Hört mir gut zu, ihr Snobs, es ist Zeit, über Yoshitomo Nara (geboren 1959) zu sprechen. Ihr wisst schon, dieser japanische Künstler, der den Kunstmarkt mit seinen großen kindlichen Augen und nachdenklichen Hunden zum Beben bringt. Aber Vorsicht, täuscht euch nicht, er ist nicht nur ein weiterer Künstler, der auf der Kawaii-Welle reitet, noch nur ein einfacher Anhänger der Superflat-Bewegung von Takashi Murakami. Nein, Nara ist viel mehr als das, er ist die Verkörperung jenes stillen Widerstands, der unsere Zeit prägt.
Aufgewachsen in der Einsamkeit von Hirosaki, 300 Kilometer nördlich von Tokio, verbrachte der junge Nara seine Tage allein, während seine Eltern während des japanischen Wirtschaftswunders lange Arbeitsstunden leisteten. Seine einzige Gesellschaft? Die Wellen des Far East Network Radios, das amerikanische Rockmusik von der nahegelegenen Militärbasis ausstrahlte. Diese erzwungene Einsamkeit formte eine einzigartige Sensibilität, in der jugendliche Rebellion neben einer tiefen existenziellen Melancholie steht. In dieser Isolation entwickelte er den durchdringenden Blick, der sein künstlerisches Markenzeichen werden sollte.
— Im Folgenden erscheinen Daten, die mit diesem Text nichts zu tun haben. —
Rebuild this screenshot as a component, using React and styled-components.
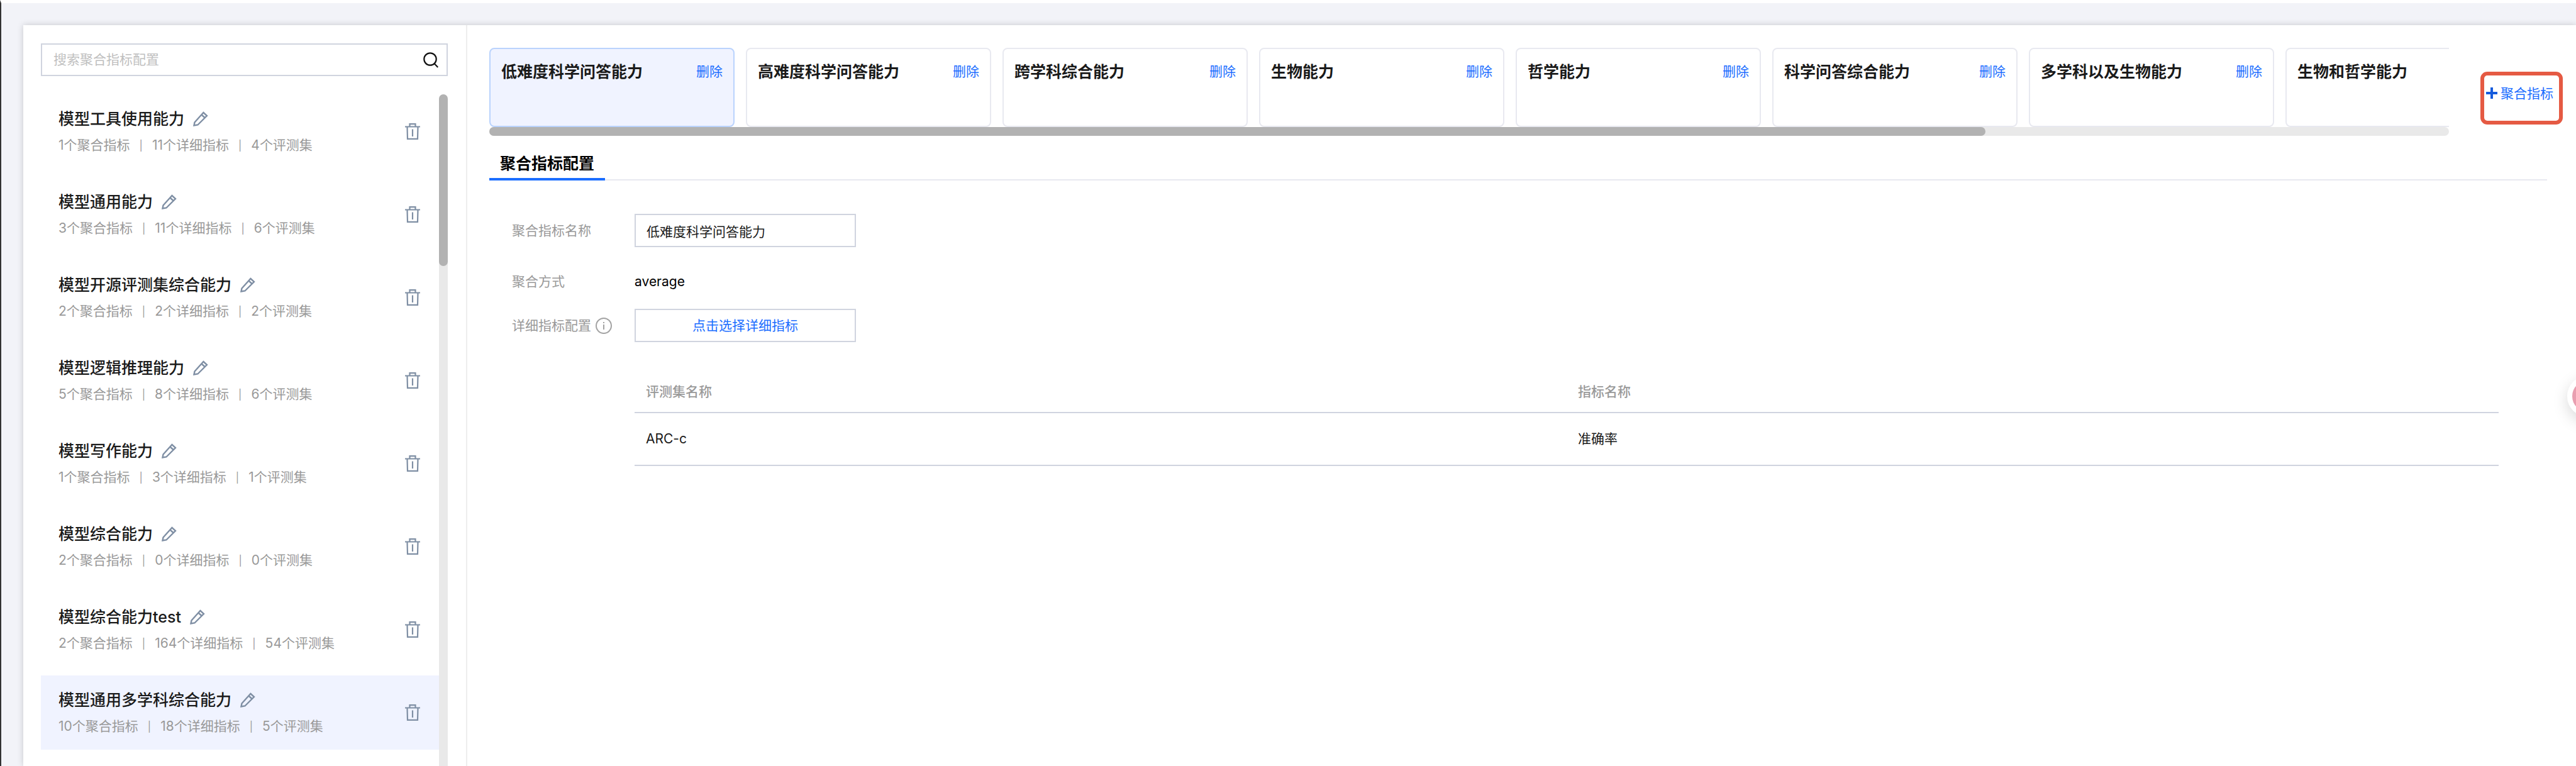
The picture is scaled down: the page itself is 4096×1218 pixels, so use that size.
import React, { useState } from 'react';
import styled, { createGlobalStyle, css } from 'styled-components';

const GlobalStyle = createGlobalStyle`
  * {
    box-sizing: border-box;
  }

  body {
    margin: 0;
    overflow: hidden;
    background: #f2f3f8;
    color: #1a1a1a;
    font: 21px/28px Inter, 'Noto Sans CJK SC', sans-serif;
  }

  button,
  input {
    font: inherit;
    color: inherit;
  }
`;

const Page = styled.div`
  display: flex;
  height: 100vh;
  padding: 35px 0 0 35px;
  border-top: 5px solid #fff;
  border-left: 2px solid #333;
`;

const Panel = styled.div`
  display: flex;
  flex: 1;
  min-width: 0;
  background: #fff;
  box-shadow: 0 0 10px rgba(0, 0, 0, 0.18);
`;

const Sidebar = styled.aside`
  display: flex;
  flex-direction: column;
  flex: 0 0 706px;
  padding: 29px 29px 0 28px;
  border-right: 2px solid #eee;
`;

const SearchBox = styled.label`
  display: flex;
  align-items: center;
  flex: none;
  height: 52px;
  padding: 0 13px 0 18px;
  border: 2px solid #d0d4df;
`;

const SearchInput = styled.input`
  flex: 1;
  min-width: 0;
  padding: 0;
  border: 0;
  outline: 0;
  background: none;

  &::placeholder {
    color: #bfbfbf;
    opacity: 1;
  }
`;

const ListArea = styled.div`
  display: flex;
  flex: 1;
  min-height: 0;
  margin-top: 29px;
`;

const List = styled.ul`
  flex: 1;
  min-width: 0;
  margin: 0;
  padding: 0;
  overflow: hidden;
  list-style: none;
`;

const VerticalTrack = styled.div`
  flex: 0 0 14px;
  border-radius: 7px 7px 0 0;
  background: #e9e9e9;
`;

const VerticalThumb = styled.div`
  height: 273px;
  border-radius: 7px;
  background: #b2b2b2;
`;

const Item = styled.li`
  display: flex;
  align-items: center;
  justify-content: space-between;
  margin-bottom: 14px;
  padding: 23px 30px 23px 28px;
  background: ${(props) => (props.$active ? '#f0f3ff' : 'transparent')};
`;

const ItemTitle = styled.div`
  display: flex;
  align-items: center;
  gap: 14px;
  margin-bottom: 12px;
  font-size: 25px;
  font-weight: 500;
  line-height: 32px;
`;

const ItemMeta = styled.div`
  display: flex;
  gap: 15px;
  color: #999;
`;

const Separator = styled.span`
  font-size: 16px;
`;

const IconButton = styled.button`
  display: flex;
  padding: 0;
  border: 0;
  background: none;
  color: #7f8fa4;
  cursor: pointer;
`;

const Main = styled.main`
  flex: 1;
  min-width: 0;
  padding: 36px 21px 0 35px;
`;

const CardBar = styled.div`
  display: flex;
  align-items: flex-start;
`;

const CardScroller = styled.div`
  flex: 1;
  min-width: 0;
`;

const Cards = styled.div`
  display: flex;
  gap: 18px;
  overflow: hidden;
`;

const Card = styled.section`
  display: flex;
  align-items: flex-start;
  justify-content: space-between;
  flex: 0 0 390px;
  height: 126px;
  padding: 20px 17px;
  border: 2px solid #e8e9f0;
  border-radius: 8px;

  ${(props) =>
    props.$active &&
    css`
      border-color: #bad3fd;
      background: #f0f3ff;
    `}
`;

const CardTitle = styled.h3`
  margin: 0;
  font-size: 25px;
  font-weight: 600;
  line-height: 32px;
`;

const LinkButton = styled.button`
  padding: 0;
  border: 0;
  background: none;
  color: #1a6dff;
  line-height: 32px;
  cursor: pointer;
`;

const HorizontalTrack = styled.div`
  height: 14px;
  border-radius: 7px;
  background: #e9e9e9;
`;

const HorizontalThumb = styled.div`
  width: 76.35%;
  height: 14px;
  border-radius: 7px;
  background: #b2b2b2;
`;

const AddButton = styled.button`
  display: flex;
  flex: 0 0 131px;
  gap: 5px;
  height: 84px;
  margin: 38px 0 0 50px;
  padding: 15px 3px;
  border: 6px solid #e55a43;
  border-radius: 11px;
  background: none;
  color: #1a6dff;
  white-space: nowrap;
  cursor: pointer;
`;

const PlusIcon = styled.svg`
  flex: none;
  margin-top: 4px;
`;

const Tabs = styled.div`
  display: flex;
  margin: 24px 25px 0 0;
  box-shadow: inset 0 -2px #e8e9f0;
`;

const Tab = styled.button`
  padding: 4px 17px 7px;
  border: 0;
  border-bottom: 4px solid #1a6dff;
  background: none;
  color: #000;
  font-size: 25px;
  font-weight: 600;
  line-height: 32px;
`;

const Form = styled.form`
  padding: 53px 102px 0 36px;
`;

const Field = styled.div`
  display: flex;
  align-items: center;
  min-height: 53px;
  margin-bottom: ${(props) => props.$gap}px;
`;

const FieldLabel = styled.label`
  display: flex;
  align-items: center;
  gap: 7px;
  flex: 0 0 195px;
  color: #999;
`;

const TextInput = styled.input`
  width: 352px;
  height: 53px;
  padding: 0 17px;
  border: 2px solid #d0d4df;
  background: #fff;
`;

const FieldValue = styled.output`
  color: #000;
`;

const SelectButton = styled.button`
  width: 352px;
  height: 53px;
  padding: 0;
  border: 2px solid #d0d4df;
  background: #fff;
  color: #1a6dff;
  cursor: pointer;
`;

const Table = styled.table`
  width: calc(100% - 195px);
  margin: 44px 0 0 195px;
  border-collapse: collapse;
  table-layout: fixed;

  th,
  td {
    border-bottom: 2px solid #d0d4df;
    text-align: left;
  }

  th {
    padding: 21px 18px 18px;
    color: #999;
    font-weight: 500;
  }

  td {
    padding: 27px 18px;
  }
`;

const FloatingBall = styled.button`
  position: fixed;
  top: 597px;
  right: -52px;
  width: 66px;
  height: 66px;
  padding: 0;
  border: 8px solid #fff;
  border-radius: 50%;
  background: #e89fb0;
  box-shadow: 0 8px 24px rgba(0, 0, 0, 0.15);
`;

const SearchIcon = () => (
  <svg width="24" height="25" viewBox="0 0 24 25" fill="none" stroke="#111" strokeWidth="2.2">
    <circle cx="11" cy="11" r="9.7" />
    <path d="M17.500 18L23.300 24" />
  </svg>
);

const EditIcon = () => (
  <svg width="24" height="24" viewBox="0 0 24 24" fill="none" stroke="currentColor" strokeWidth="2.4">
    <path d="M1.500 22.500L2.500 17.500L16.500 2L22 7L7.500 21.500Z" />
    <path d="M13.500 5.500L18.500 10" />
  </svg>
);

const TrashIcon = () => (
  <svg width="24" height="26" viewBox="0 0 24 26" fill="none" stroke="currentColor" strokeWidth="2.2">
    <path d="M0 5.500H24M7.500 5V1.100H16.500V5M3.500 6L4 24.900H20L20.500 6M12 9.500V21" />
  </svg>
);

const InfoIcon = () => (
  <svg width="26" height="26" viewBox="0 0 26 26" fill="none" stroke="#a3a3a3" strokeWidth="2">
    <circle cx="13" cy="13" r="12" />
    <path d="M13 11V19M13 7V9" />
  </svg>
);

const configs = [
  { name: '模型工具使用能力', groups: 1, details: 11, sets: 4 },
  { name: '模型通用能力', groups: 3, details: 11, sets: 6 },
  { name: '模型开源评测集综合能力', groups: 2, details: 2, sets: 2 },
  { name: '模型逻辑推理能力', groups: 5, details: 8, sets: 6 },
  { name: '模型写作能力', groups: 1, details: 3, sets: 1 },
  { name: '模型综合能力', groups: 2, details: 0, sets: 0 },
  { name: '模型综合能力test', groups: 2, details: 164, sets: 54 },
  { name: '模型通用多学科综合能力', groups: 10, details: 18, sets: 5 },
];

const metrics = [
  { name: '低难度科学问答能力', removable: true },
  { name: '高难度科学问答能力', removable: true },
  { name: '跨学科综合能力', removable: true },
  { name: '生物能力', removable: true },
  { name: '哲学能力', removable: true },
  { name: '科学问答综合能力', removable: true },
  { name: '多学科以及生物能力', removable: true },
  { name: '生物和哲学能力', removable: false },
];

const ConfigItem = ({ config, active }) => (
  <Item $active={active}>
    <div>
      <ItemTitle>
        {config.name}
        <IconButton type="button" aria-label="编辑">
          <EditIcon />
        </IconButton>
      </ItemTitle>
      <ItemMeta>
        <span>{config.groups}个聚合指标</span>
        <Separator>|</Separator>
        <span>{config.details}个详细指标</span>
        <Separator>|</Separator>
        <span>{config.sets}个评测集</span>
      </ItemMeta>
    </div>
    <IconButton type="button" aria-label="删除">
      <TrashIcon />
    </IconButton>
  </Item>
);

const App = () => {
  const [name, setName] = useState(metrics[0].name);

  return (
    <Page>
      <GlobalStyle />
      <Panel>
        <Sidebar>
          <SearchBox>
            <SearchInput type="text" placeholder="搜索聚合指标配置" />
            <SearchIcon />
          </SearchBox>
          <ListArea>
            <List>
              {configs.map((config, i) => (
                <ConfigItem key={config.name} config={config} active={i === 7} />
              ))}
            </List>
            <VerticalTrack>
              <VerticalThumb />
            </VerticalTrack>
          </ListArea>
        </Sidebar>
        <Main>
          <CardBar>
            <CardScroller>
              <Cards>
                {metrics.map((metric, i) => (
                  <Card key={metric.name} $active={i === 0}>
                    <CardTitle>{metric.name}</CardTitle>
                    {metric.removable && <LinkButton type="button">删除</LinkButton>}
                  </Card>
                ))}
              </Cards>
              <HorizontalTrack>
                <HorizontalThumb />
              </HorizontalTrack>
            </CardScroller>
            <AddButton type="button">
              <PlusIcon width="18" height="18" viewBox="0 0 18 18" stroke="#165bdc" strokeWidth="4">
                <path d="M9 0V18M0 9H18" />
              </PlusIcon>
              聚合指标
            </AddButton>
          </CardBar>
          <Tabs role="tablist">
            <Tab type="button" role="tab" aria-selected="true">
              聚合指标配置
            </Tab>
          </Tabs>
          <Form>
            <Field $gap={28}>
              <FieldLabel htmlFor="metric-name">聚合指标名称</FieldLabel>
              <TextInput id="metric-name" value={name} onChange={(e) => setName(e.target.value)} />
            </Field>
            <Field $gap={17}>
              <FieldLabel htmlFor="metric-mode">聚合方式</FieldLabel>
              <FieldValue id="metric-mode">average</FieldValue>
            </Field>
            <Field $gap={0}>
              <FieldLabel htmlFor="metric-details">
                详细指标配置
                <InfoIcon />
              </FieldLabel>
              <SelectButton id="metric-details" type="button">
                点击选择详细指标
              </SelectButton>
            </Field>
            <Table>
              <thead>
                <tr>
                  <th>评测集名称</th>
                  <th>指标名称</th>
                </tr>
              </thead>
              <tbody>
                <tr>
                  <td>ARC-c</td>
                  <td>准确率</td>
                </tr>
              </tbody>
            </Table>
          </Form>
        </Main>
      </Panel>
      <FloatingBall type="button" aria-label="助手" />
    </Page>
  );
};

export default App;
Nara verwandelt diese persönliche Erfahrung in eine universelle visuelle Sprache. Seine Kinder mit übergroßen Köpfen sind keine einfachen niedlichen Karikaturen, sie sind Avatare einer komplexen menschlichen Existenz, Herolde eines stillen Widerstands gegen die Absurdität der Erwachsenenwelt. Wie Theodor Adorno gesagt hätte, verkörpern diese Figuren die “bestimmte Verneinung” unserer normativen Gesellschaft. Jeder Pinselstrich ist ein Akt der Trotzreaktion gegen die Standardisierung der menschlichen Erfahrung.
Wenn ihr denkt, seine Werke seien simpel, täuscht euch. Nehmt seine berühmte Serie bewaffneter Kinder. Diese kleinen Mädchen, die Messer oder Sägen hochhalten, sind keine Symbole für sinnlose Gewalt, sondern Manifestationen dessen, was Herbert Marcuse die “Große Opposition” nannte, ein Aufstand gegen soziale Unterdrückung. Wenn Nara sagt, diese Waffen seien “wie Spielzeug”, hebt er die grundsätzliche Machtlosigkeit seiner Figuren gegenüber den “bösen Großen” hervor, die sie umgeben. Es ist ein beißender Kommentar über unsere Welt, in der die Unschuld ständig von den Kräften der Autorität und des Konformismus bedroht wird. Diese kleinen Rebellinnen mit vorwurfsvollen Blicken sind unsere eigenen verkörperten Frustrationen.
Was diese Figuren wirklich faszinierend macht, ist ihre grundsätzliche Zweideutigkeit. Sie schwanken ständig zwischen Verwundbarkeit und Herausforderung, zwischen Unschuld und Erkenntnis. Wie in “Dead Flower Remastered” (2020), wo ein Mädchen mit einem beunruhigenden Lächeln eine Säge hält, aus deren Mund Blut fließt. Das Bild ist gleichzeitig komisch und verstörend und erinnert an das, was Georges Bataille das “Unforme” nannte, jene zwielichtige Zone, in der etablierte Kategorien sich auflösen.
Das zweite Thema, das sich durch Naras Werk zieht, ist die existentielle Isolation. Seine einsamen Figuren, die in monochromen Räumen schweben, rufen das hervor, was Jean-Paul Sartre als die “Kontingenz” der Existenz beschrieb. Diese Kinder mit vorwurfsvollen oder melancholischen Blicken sind stumme Zeugen unserer eigenen Entfremdung. Wie in “In the Deepest Puddle II” (1995), wo ein Mädchen mit verbundenem Gesicht uns aus den Tiefen einer Pfütze anstarrt, eine eindringliche Metapher für die verletzte Seele, die aus ihrer Einsamkeit auftauchen will.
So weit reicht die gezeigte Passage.